“I am pleased and proud that American Baptists are very much part of a movement advocating for criminal justice reform,” said Rev. Dr. James M. Harrison, executive minister of the American Baptist Churches of the South Region headquartered in Baltimore, Md.
Harrison was among a wide range of interreligious faith leaders who gathered in Washington, D.C., last month “to urge and influence senators to sign on becoming co-sponsors of the Sentencing Reform and Corrections Act of 2015 (S.2123),” Harrison said. “Additionally, and probably most crucial, we sought to urge Senate Majority Leader Mitch McConnell to bring this bill to the floor for a vote.”
The Bill, if passed, would reform the “three strikes rule” that can put persons in prison for life for minor offenses. It would also change some of the mandatory minimum sentences for nonviolent drug offenses.
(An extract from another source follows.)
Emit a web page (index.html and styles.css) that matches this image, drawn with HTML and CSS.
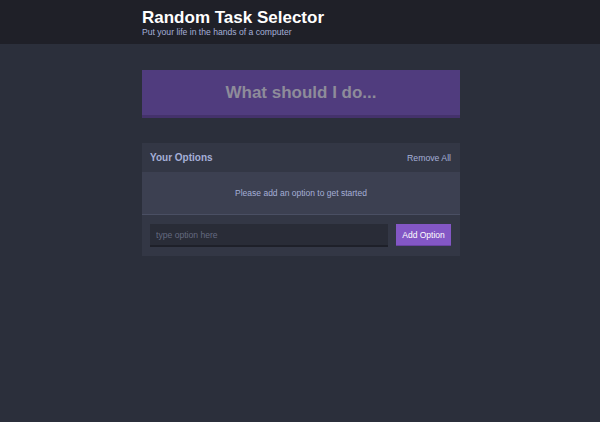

The three-strike mandatory life sentence would be reduced to 25 years and the two-strike sentence from 20 to 15 years.
The advocacy event for criminal justice reform began with a prayer service among faith leaders who then participated in a public prayer vigil on the grounds of the Capitol. “We then visited individual senators in their offices,” Harrison said. “Most visits were conducted by staff appointees. This was quite interesting as those staff persons receiving us were in some instances very experienced and knowledgeable of the bipartisan bill, where others seemed to be very new and merely recorded our questions and requests.”
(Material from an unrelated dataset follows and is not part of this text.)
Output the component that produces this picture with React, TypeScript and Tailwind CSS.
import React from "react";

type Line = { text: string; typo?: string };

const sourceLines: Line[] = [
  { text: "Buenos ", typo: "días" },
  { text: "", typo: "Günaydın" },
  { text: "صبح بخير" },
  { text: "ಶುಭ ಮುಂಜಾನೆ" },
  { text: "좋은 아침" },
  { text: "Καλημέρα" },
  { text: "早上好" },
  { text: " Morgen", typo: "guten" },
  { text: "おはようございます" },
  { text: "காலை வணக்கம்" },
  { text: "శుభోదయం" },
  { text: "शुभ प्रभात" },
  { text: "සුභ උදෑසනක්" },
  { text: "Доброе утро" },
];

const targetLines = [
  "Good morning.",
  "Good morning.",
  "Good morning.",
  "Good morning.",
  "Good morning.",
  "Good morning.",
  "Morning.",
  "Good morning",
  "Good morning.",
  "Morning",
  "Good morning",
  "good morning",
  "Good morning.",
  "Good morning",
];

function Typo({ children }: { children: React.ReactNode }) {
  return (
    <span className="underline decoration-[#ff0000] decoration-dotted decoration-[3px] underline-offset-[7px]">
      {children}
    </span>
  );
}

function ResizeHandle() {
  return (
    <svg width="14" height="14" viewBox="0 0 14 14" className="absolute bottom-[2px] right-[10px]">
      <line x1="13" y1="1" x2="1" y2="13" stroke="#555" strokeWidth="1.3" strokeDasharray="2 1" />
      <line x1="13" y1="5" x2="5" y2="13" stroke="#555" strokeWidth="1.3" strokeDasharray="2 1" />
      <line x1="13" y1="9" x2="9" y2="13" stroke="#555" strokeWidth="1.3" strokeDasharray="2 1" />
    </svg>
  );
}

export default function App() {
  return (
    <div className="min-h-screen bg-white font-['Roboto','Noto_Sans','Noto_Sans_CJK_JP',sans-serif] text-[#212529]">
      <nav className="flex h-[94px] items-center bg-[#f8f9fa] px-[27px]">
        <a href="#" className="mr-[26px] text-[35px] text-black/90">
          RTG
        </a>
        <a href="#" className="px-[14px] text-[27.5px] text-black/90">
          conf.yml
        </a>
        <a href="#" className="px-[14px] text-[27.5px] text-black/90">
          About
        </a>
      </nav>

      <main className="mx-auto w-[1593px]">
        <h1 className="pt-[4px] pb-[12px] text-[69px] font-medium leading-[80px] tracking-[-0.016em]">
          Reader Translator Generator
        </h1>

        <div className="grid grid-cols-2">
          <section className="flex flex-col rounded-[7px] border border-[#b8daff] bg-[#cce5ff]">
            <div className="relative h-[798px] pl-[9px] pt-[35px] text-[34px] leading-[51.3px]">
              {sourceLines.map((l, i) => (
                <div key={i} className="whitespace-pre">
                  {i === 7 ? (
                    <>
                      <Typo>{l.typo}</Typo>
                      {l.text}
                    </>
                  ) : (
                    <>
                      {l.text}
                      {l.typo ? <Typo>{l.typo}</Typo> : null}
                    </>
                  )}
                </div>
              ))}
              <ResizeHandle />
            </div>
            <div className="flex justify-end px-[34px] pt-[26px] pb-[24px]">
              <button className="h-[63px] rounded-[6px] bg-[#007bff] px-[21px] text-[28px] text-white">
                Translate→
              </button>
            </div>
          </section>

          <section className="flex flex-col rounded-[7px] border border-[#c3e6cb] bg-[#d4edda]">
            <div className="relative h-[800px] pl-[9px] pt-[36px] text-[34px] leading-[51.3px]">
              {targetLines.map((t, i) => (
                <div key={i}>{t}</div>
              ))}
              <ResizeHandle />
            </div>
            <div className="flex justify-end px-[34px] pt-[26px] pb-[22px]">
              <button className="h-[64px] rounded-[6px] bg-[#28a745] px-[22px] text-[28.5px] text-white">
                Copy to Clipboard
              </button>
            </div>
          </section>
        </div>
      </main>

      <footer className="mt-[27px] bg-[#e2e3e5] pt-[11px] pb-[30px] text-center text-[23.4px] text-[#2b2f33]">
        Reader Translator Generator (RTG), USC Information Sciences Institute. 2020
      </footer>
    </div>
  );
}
The event Harrison was a part of featured representatives from the National Council of Churches of Christ in the USA, the Interfaith Criminal Justice Coalition and other participants from around the country.
“The prison population is indeed alarming, but it seems those who are imprisoned are disproportionately people of color – Black Americans and Latinos,” Harrison remarked. “There are many thoughts on why, perhaps fatherless homes, lack of economic opportunities, the big inequity already existing in the criminal justice system, lack of educational successes and devaluing of religious education opportunities, i.e. Sunday school.”
“Fear drives and inflames our lack of educational opportunities, tendencies toward racial prejudices, lack of knowledge, and self-hatreds among many of the minority races,” Harrison noted. “Let us urge our fellow American Baptists not to be overcome with fear. We are called to love people, including people headed to prison. There is no fear in love, but perfect love casteth out fear, because fear hath punishment. He that feareth is not made perfect in love.” (I John 4:18)
He said participating in the Washington event took him back to when he was a chaplain in Sussex Two Prison in Waverly, Va., in 2003. “I served at the prison for 15 months,” Harrison recalled. “One night a stray bullet took the life of an 8-year-old little boy (Kyron Zhaetwon Butler) while he slept in his bed. He lived in a multi-family apartment public housing complex with his mother and sister. Several ministers invited me to a prayer vigil at the complex. When I got there I noticed that those attending were young women and older women and a few older men. I remember asking myself, ‘Where are all the young men?’,” Harrison recalled.
“The next day when I went to call on inmates in the prison it suddenly dawned on me that the young men were in the prison I was visiting,” Harrison reflected.
“This issue is a moral issue,” he said. “Individuals from different races are punished differently for committing the same crime. People deserve to be treated equally.”